The RAND Corporation (the name is a truncation of “research and development”) began as a U.S. military project at World War II’s end. Air Force General “Hap” Arnold wanted to continue the scientific advances that had contributed to so many military successes. He gave the organization unusual freedom from government bureaucracy, and allowed its 200 researchers wide latitude in digging into subjects as far flung as math, economics, physics, aerodynamics, and psychology. By 1948 government authorities agreed RAND should be made even more independent by spinning it off as independent nonprofit. The Ford Foundation provided an interest-free loan and guaranteed a private bank loan, providing $1 million in operating capital. In 1952, Ford expanded the loan so RAND could diversify its research into new areas like the space industry, computers, industrial cost analysis, social problems, and much more.

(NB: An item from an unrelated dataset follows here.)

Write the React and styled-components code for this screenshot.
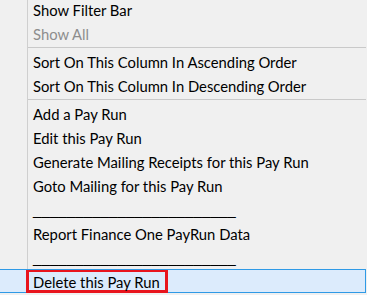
import React from 'react';
import styled, {createGlobalStyle} from 'styled-components';

const GlobalStyle = createGlobalStyle`
  html, body {
    margin: 0;
    padding: 0;
    background: #f0f0f0;
    overflow: hidden;
  }
`;

const RULE = '________________________';

const MENU_ITEMS = [
  {label: 'Show Filter Bar'},
  {label: 'Show All', disabled: true},
  {separator: true},
  {label: 'Sort On This Column In Ascending Order'},
  {label: 'Sort On This Column In Descending Order'},
  {separator: true},
  {label: 'Add a Pay Run'},
  {label: 'Edit this Pay Run'},
  {label: 'Generate Mailing Receipts for this Pay Run'},
  {label: 'Goto Mailing for this Pay Run'},
  {label: RULE, rule: true},
  {label: 'Report Finance One PayRun Data'},
  {label: RULE, rule: true},
  {label: 'Delete this Pay Run', active: true},
];

function App() {
  return (
    <>
      <GlobalStyle />
      <Menu>
        {MENU_ITEMS.map((item, idx) =>
          item.separator ? (
            <Separator key={idx} />
          ) : item.active ? (
            <ActiveItem key={idx}>
              <Marked>{item.label}</Marked>
            </ActiveItem>
          ) : (
            <Item key={idx} disabled={item.disabled} rule={item.rule}>
              {item.label}
            </Item>
          ),
        )}
      </Menu>
    </>
  );
}

const Menu = styled.div`
  width: 366px;
  margin-top: -3px;
  display: flex;
  flex-direction: column;
  background: linear-gradient(
    to right,
    transparent 27px,
    #cfcfcf 27px,
    #cfcfcf 28px,
    transparent 28px
  );
  font-family: Lato, 'Noto Sans', sans-serif;
  font-size: 14.8px;
  color: #000;
`;

const Item = styled.div.withConfig({
  shouldForwardProp: (prop) => prop !== 'rule' && prop !== 'disabled',
})`
  height: 24px;
  display: flex;
  align-items: center;
  padding: 1px 0 0 33px;
  box-sizing: border-box;
  white-space: nowrap;
  color: ${(props) => (props.disabled ? '#8d8d8d' : '#000')};
  font-family: ${(props) =>
    props.rule ? "'Liberation Sans', Arial, sans-serif" : 'inherit'};
  font-size: ${(props) => (props.rule ? '15.2px' : 'inherit')};
`;

const Separator = styled.div`
  height: 4px;
  margin-left: 28px;
  display: flex;
  align-items: center;

  &::after {
    content: '';
    flex: 1;
    height: 1px;
    background: #c9c9c9;
  }
`;

const ActiveItem = styled.div`
  height: 24px;
  display: flex;
  align-items: stretch;
  padding-left: 26px;
  box-sizing: border-box;
  background: #dcebfc;
  border: 1px solid #2f9ae6;
  border-left: none;
`;

const Marked = styled.span`
  display: flex;
  align-items: center;
  margin: 0 0 -1px;
  padding: 1px 5px 0 4px;
  border: 3px solid #e8141d;
  border-top-width: 2px;
  white-space: nowrap;
`;

export default App;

RAND’s first report, issued in 1946, detailed the need for multi-stage rockets and for satellites to improve reconnaissance, weather forecasting, and communications. The government dawdled on satellites until embarrassed by the Soviets’ Sputnik launch. RAND’s theorists pioneered the building blocks of what would become the Internet, but government bureaucrats similarly dragged their feet on digital networks. RAND researchers spurred the Air Force to develop intercontinental ballistic missiles, and helped pioneer magnetic-core memory, computer printers, and video recorders.
In the late 1960s RAND began shifting focus from technology studies toward policy analysis. It started a graduate school. Today the think tank is an active producer of ideas and research on a wide variety of subjects extending far beyond military matters.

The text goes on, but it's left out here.